When the door is open, the door is open for all. Just in changeable forms.
The dragons don’t like the cold, the Others shatter from obsidian. But if they are both only products of blood magic, they are only tools at the disposition of those who summoned them, and their disparate interests. Like the gods, they only seem mutually opposed, while they spring from the same source. 
That might be the reason that both Others and dragons and Melisandre’s magic and glass candles and Euron can happen at the same time, all with disconnected motivations. They all amplify each other to an extent. 

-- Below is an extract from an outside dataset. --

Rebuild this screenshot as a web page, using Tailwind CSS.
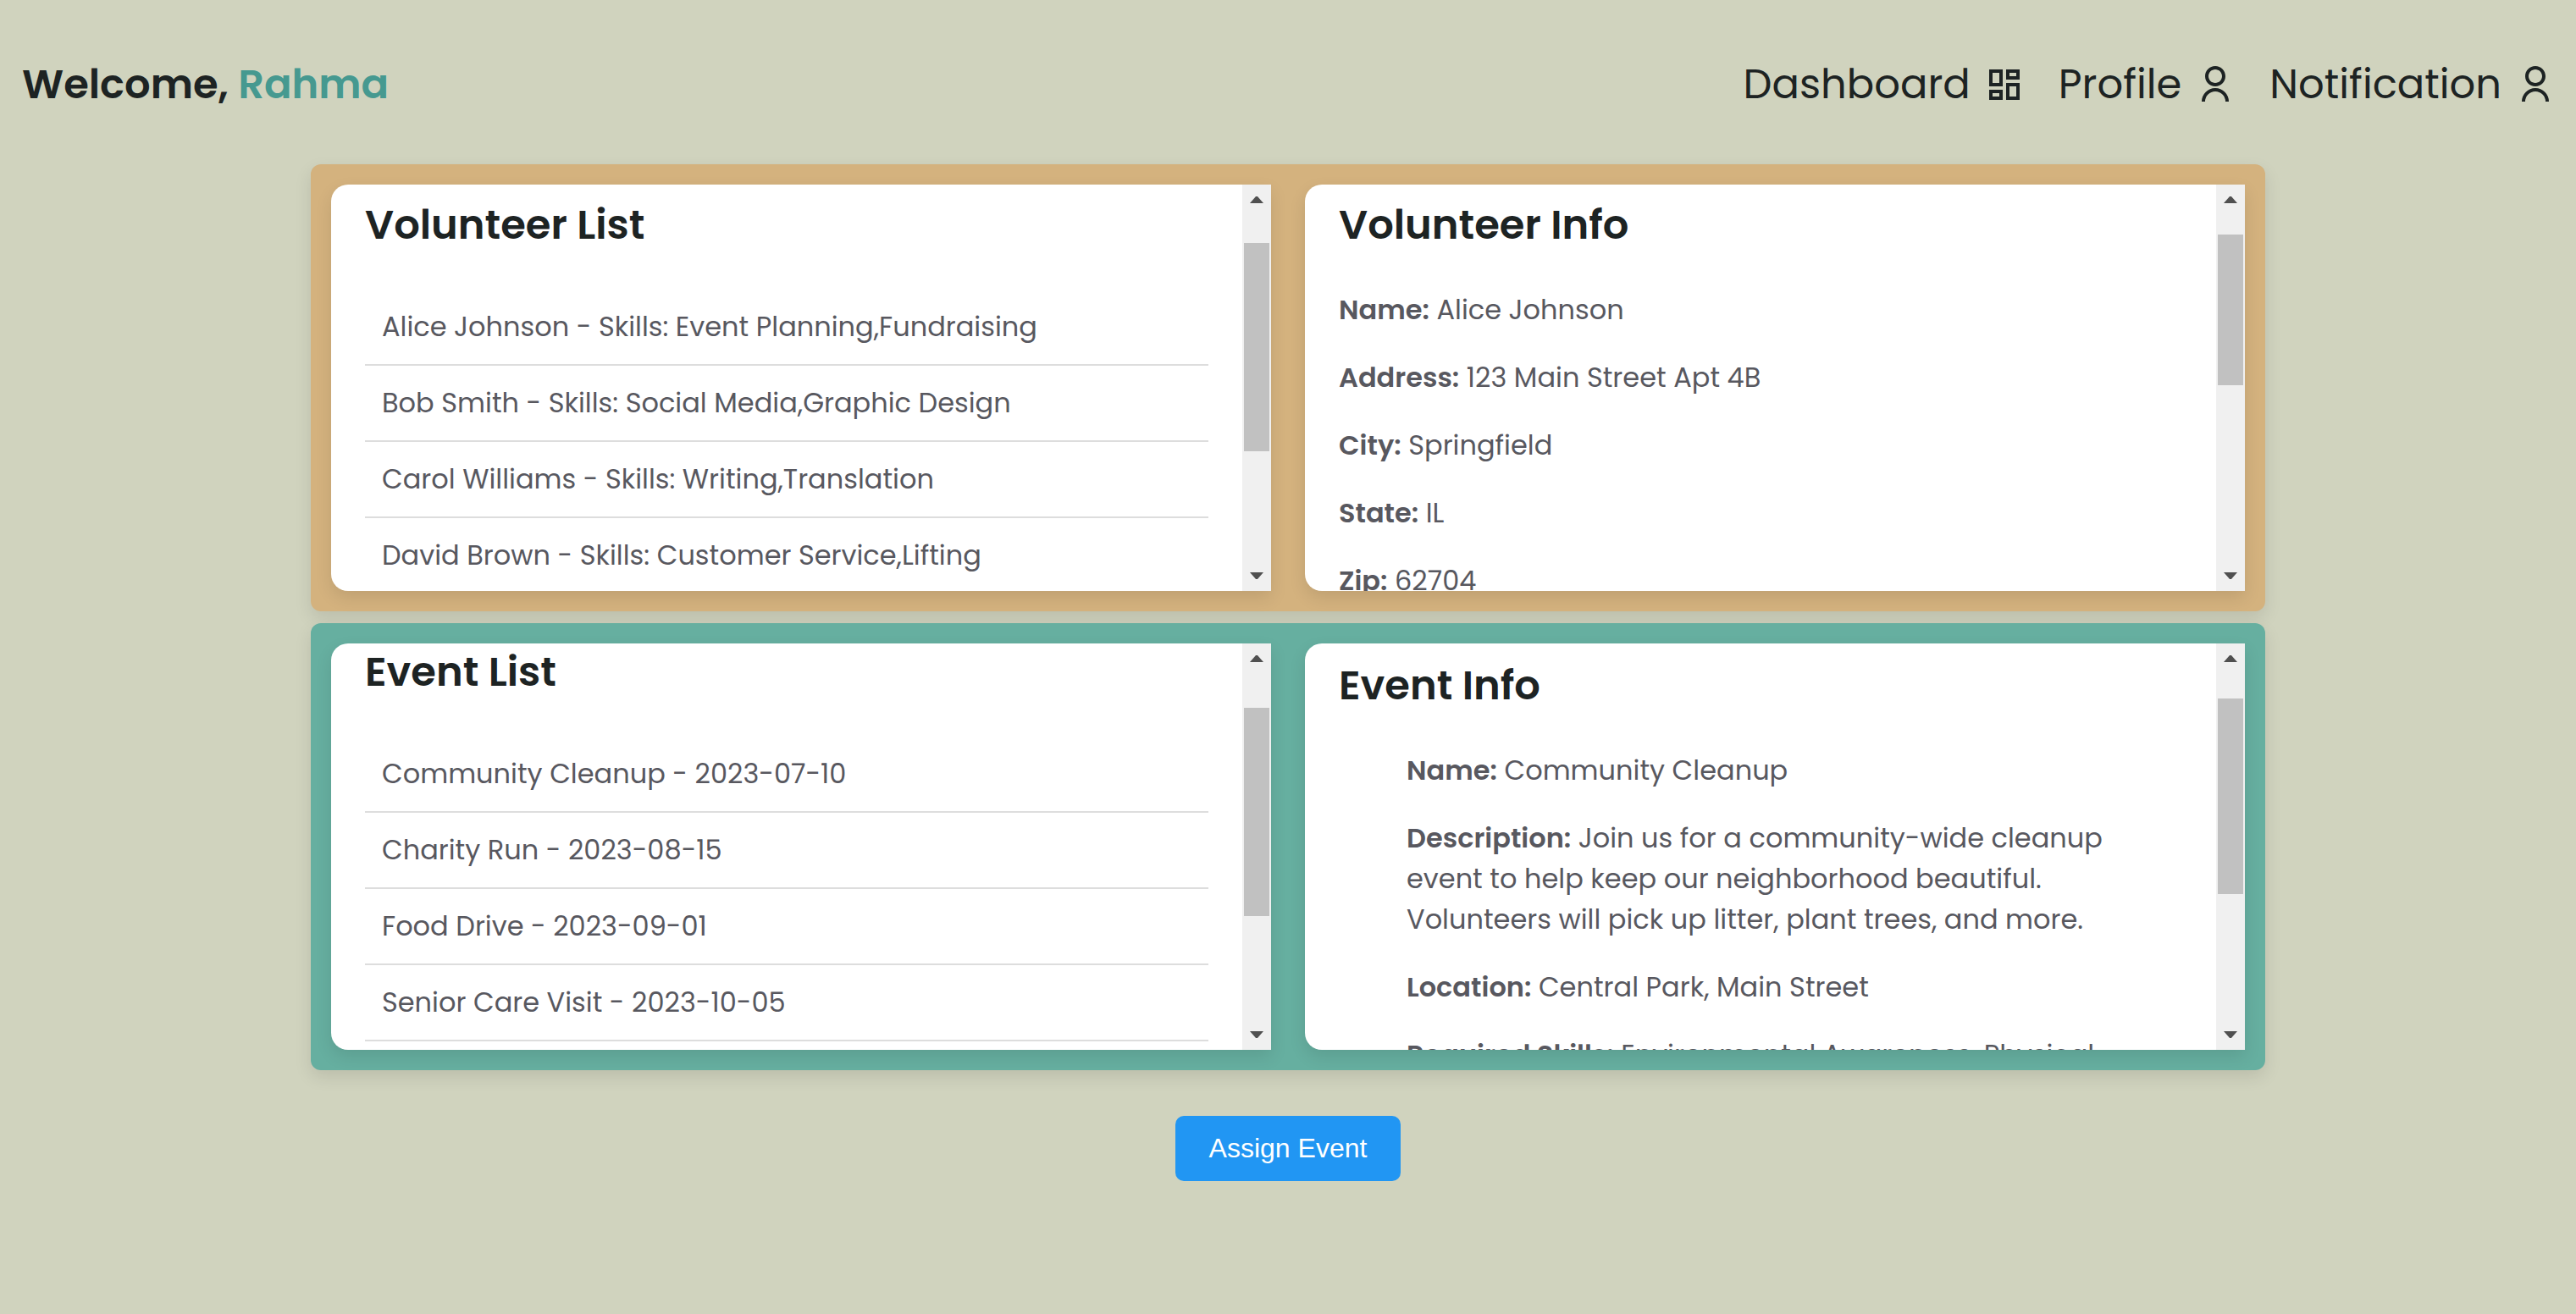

It’s possible and even likely that something led to the current escalation of magical destruction, but I can’t properly guess what. 
Jaqen emphasizes a transactional aspect between life and death:
"The Red God has his due, sweet girl, and only death may pay for life. This girl took three that were his. This girl must give three in their places. Speak the names, and a man will do the rest." (ACOK, Arya VII)
He doesn’t say what will happen if that exchange is disturbed. Maybe nothing. Maybe the Curse of Garin. Maybe the Doom of Valyria. 
Whatever originally opened the doorway between life and death that enabled these exchanges of blood and life for power, is the true problem.
Whatever prompted it then and now, in the North, a full-on apocalypse is already slowly underway. The Others bring the cold, they enslave the dead, all life flees before them, or joins them in death. Clearly, something powerful went into creating them. This dark magic attracted more dark magic. Stannis and his blood sacrificing priestess cannot hope to defeat the Others, perhaps they are even helping make it worse. 
In the South, something similar may begin gather, bought with blood magic. Perhaps Euron is simply waiting for someone with powerful enough blood to come along and be of use to him. 
The different kinds of magic cannot defeat each other. 
In order to end all of it, the door needs to be closed.